Enfin, en tant que leaders de communautés locales, nationales et internationales, nous nous devons de participer de manière responsable à la diffusion de l’information et devrions chercher à nous exprimer de façon appropriée, même dans les débats animés. Les parlementaires devraient éviter de répandre de fausses informations, s’abstenir de dénigrer les médias — surtout lorsque ces derniers nous critiquent — et dénoncer publiquement toute violence commise contre des journalistes partout où elle se produit.

En tant que parlementaires, nous devons en somme agir ensemble pour protéger la liberté des médias essentielle à toute démocratie. Sont en jeu non seulement la vie et les droits de ces professionnels, mais aussi la sécurité, la prospérité et les droits de la personne dont nous dépendons tous à l’échelle mondiale. Il est essentiel de veiller à ce que la liberté de la presse soit protégée, étendue et améliorée partout dans le monde. J’attends avec intérêt la discussion à venir et j’ai très hâte d’entendre vos points de vue au sujet de la campagne sur la liberté de la presse.

Cette campagne est une excellente initiative.
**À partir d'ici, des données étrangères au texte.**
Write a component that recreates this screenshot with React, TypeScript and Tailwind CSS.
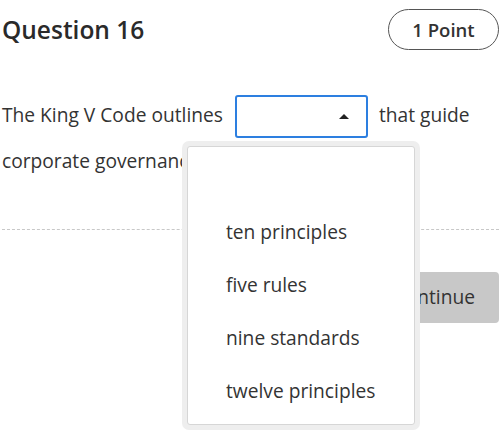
export default function App() {
    const options = ['', 'ten principles', 'five rules', 'nine standards', 'twelve principles'];

    return (
        <div className="relative h-[447px] w-[500px] overflow-hidden bg-white pl-[2px] pr-[1px] text-[#333]" style={{ fontFamily: '"Open Sans", "Liberation Sans", sans-serif' }}>
            <div className="flex h-[60px] items-start justify-between pt-[9px]">
                <h2 className="pt-[3px] text-[24.5px] font-semibold leading-[36px] text-[#2a2a2a]">Question 16</h2>
                <span className="flex h-[41px] w-[111px] items-center justify-center rounded-full border border-[#555] text-[18.5px] font-semibold text-[#333]">
                    1 Point
                </span>
            </div>

            <p className="mt-[32px] text-[19.2px] leading-[45px]">
                The King V Code outlines{' '}
                <span className="relative ml-[7px] mr-[6px] inline-block h-[43px] w-[133px] rounded-[3px] border-2 border-[#2d7fe0] align-middle">
                    <span className="absolute right-[17px] top-[17px] h-0 w-0 border-x-[5px] border-b-[5px] border-x-transparent border-b-[#222]" />
                </span>{' '}
                that guide corporate governance.
            </p>

            <div className="mt-[46px] border-t border-dashed border-[#c8c8c8]" />

            <div className="mt-[42px] flex justify-end">
                <button type="button" className="h-[51px] rounded-[4px] bg-[#c8c8c8] pl-[24px] pr-[24px] text-[19.2px] text-[#333]">
                    Continue
                </button>
            </div>

            {/* open dropdown */}
            <div className="absolute left-[182px] top-[141px] w-[238px] rounded-[7px] bg-[#eeeeee] p-[5px]">
                <ul className="rounded-[3px] border border-[#d6d6d6] bg-white pb-[6px] pt-[6px]">
                    {options.map((o, i) => (
                        <li key={i} className="flex h-[53px] items-center pl-[38px] text-[19.2px] text-[#333]">
                            {o}
                        </li>
                    ))}
                </ul>
            </div>
        </div>
    );
}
C’est pourquoi je suis ici pour l’appuyer. Or, notre défi, comme vous le savez sûrement, consiste à ne pas s’en tenir aux discours et à agir collectivement dans les cas de violation des droits des journalistes.

Je vous remercie de votre attention.

 

 

[1] Committee to Protect Journalists, “Data & Research.”

[2] House of Commons, Standing Committee on Foreign Affairs and International Development, Subcommittee on International Human Rights, The Canary in the Coal Mine: Responding to Violations of Press Freedoms in Venezuela and Myanmar, Twenty-Seventh Report, 1st Session, 42nd Parliament, June 2019.